4. The respondent assessee is a company and had 10 shares in East India Impex (Delhi) Private Limited. The assessee did not hold 10% or more voting rights in East India Impex (Delhi) Private Limited. The Assessing Officer invoked Section 2(22)(e) of the Act on the ground that one Subhash Sahni had more than 10% shareholding in East India Impex (Delhi) Private Limited and had substantial interest, i.e., more than 20% shareholding in the respondent assessee. The Assessing Officer observed that the assessee had taken unsecured loans in the three years from East India Impex (Delhi) Private Limited and after examining the balance sheet of East India Impex (Delhi) Private Limited held that they had sufficient accumulated profits and balance in the general reserves for the said company to pay dividend. Accordingly, Rs. 1,46,72,750/-, Rs.4,50,60,577/- and Rs.4,32,57,916/- were brought to tax as deemed dividend in the assessment years 1994-95, 1996-97 and 1997-98 respectively.

5. In the first appeal, the Commissioner of Income Tax (Appeals) reduced the said amount to Rs.15,11,000/-, Rs.14,06,113/- and Rs.77,49,000/- for the assessment years 1994-95, 1996-97 and 1997-98 respectively. The reduction was made by the CIT(Appeals) on the ground that certain amounts had been repaid and that cannot be treated and regarded as deemed dividend. The Assessing Officer, we may note had computed the deemed dividend by taking into account the debit balance at the end of the year but did not reduce from the said amount the credit balance. We wish to clarify that we are not expressing any opinion on the aforesaid method adopted by the Assessing Officer or the CIT(Appeals).
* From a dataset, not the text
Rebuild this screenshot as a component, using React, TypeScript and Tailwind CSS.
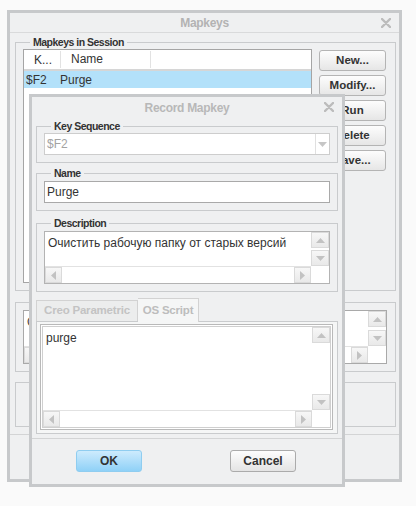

6. On cross-appeals being preferred both by the Revenue and the assessee, the tribunal by the impugned orders has deleted the addition on various grounds. It has been held that provisions of Section 2(22)(e) were not attracted as the assessee was not holding the minimum prescribed voting rights in M/s East India Impex(Delhi) Private Limited. The shareholding of a common shareholder or a director cannot be taken into consideration. The fact that two companies, i.e. the assessee and the East India Impex (Delhi) Private Limited had common shareholders, cannot be a ground to invoke Section 2(22)(e) of the Act, if the assessee did not have the prescribed voting rights. The tribunal also examined the merits of the case and held that the transactions between the assessee and the East India Impex (Delhi) Private Limited were business transactions and cannot be treated as loans or advance.

7. We need not examine the second aspect on merits. The first aspect, i.e., whether or not the respondent assessee had the requisite voting rights and shareholding of common shareholders can be taken into consideration for applying Section 2(22)(e) of the Act stands decided by this Court in CIT versus Ankitech Private Limited, (2011) 242 CTR 129 (Delhi). In the said decision, it has been held that to attract the provisions of Section 2(22)(e) of the Act, payment must be made to the person, who is a registered holder of shares and the shareholder alone. Even after the amendment with effect from 1988 and introduction of the words “a person who is the beneficial owner of shares” cannot be construed to in a way alter the position that the shareholder has to be the registered shareholder. The amendment imposes an additional condition that the registered shareholder must also be the beneficial shareholder of the company that has furnished loan/advance. The fact that the shareholders of the assessee company were also shareholders of the company which had given “loan/advances” is not suffice and does not meet the requirement of Section 2(22)(e). The voting rights of the shareholder, i.e., the assessee can and should be taken into consideration.

8. When we apply the aforesaid legal position to the admitted facts as elucidated and stated above, the question of law has to be answered in negative, i.e., in favour of the assessee and against the Revenue.

The appeals are dismissed. No order as to costs.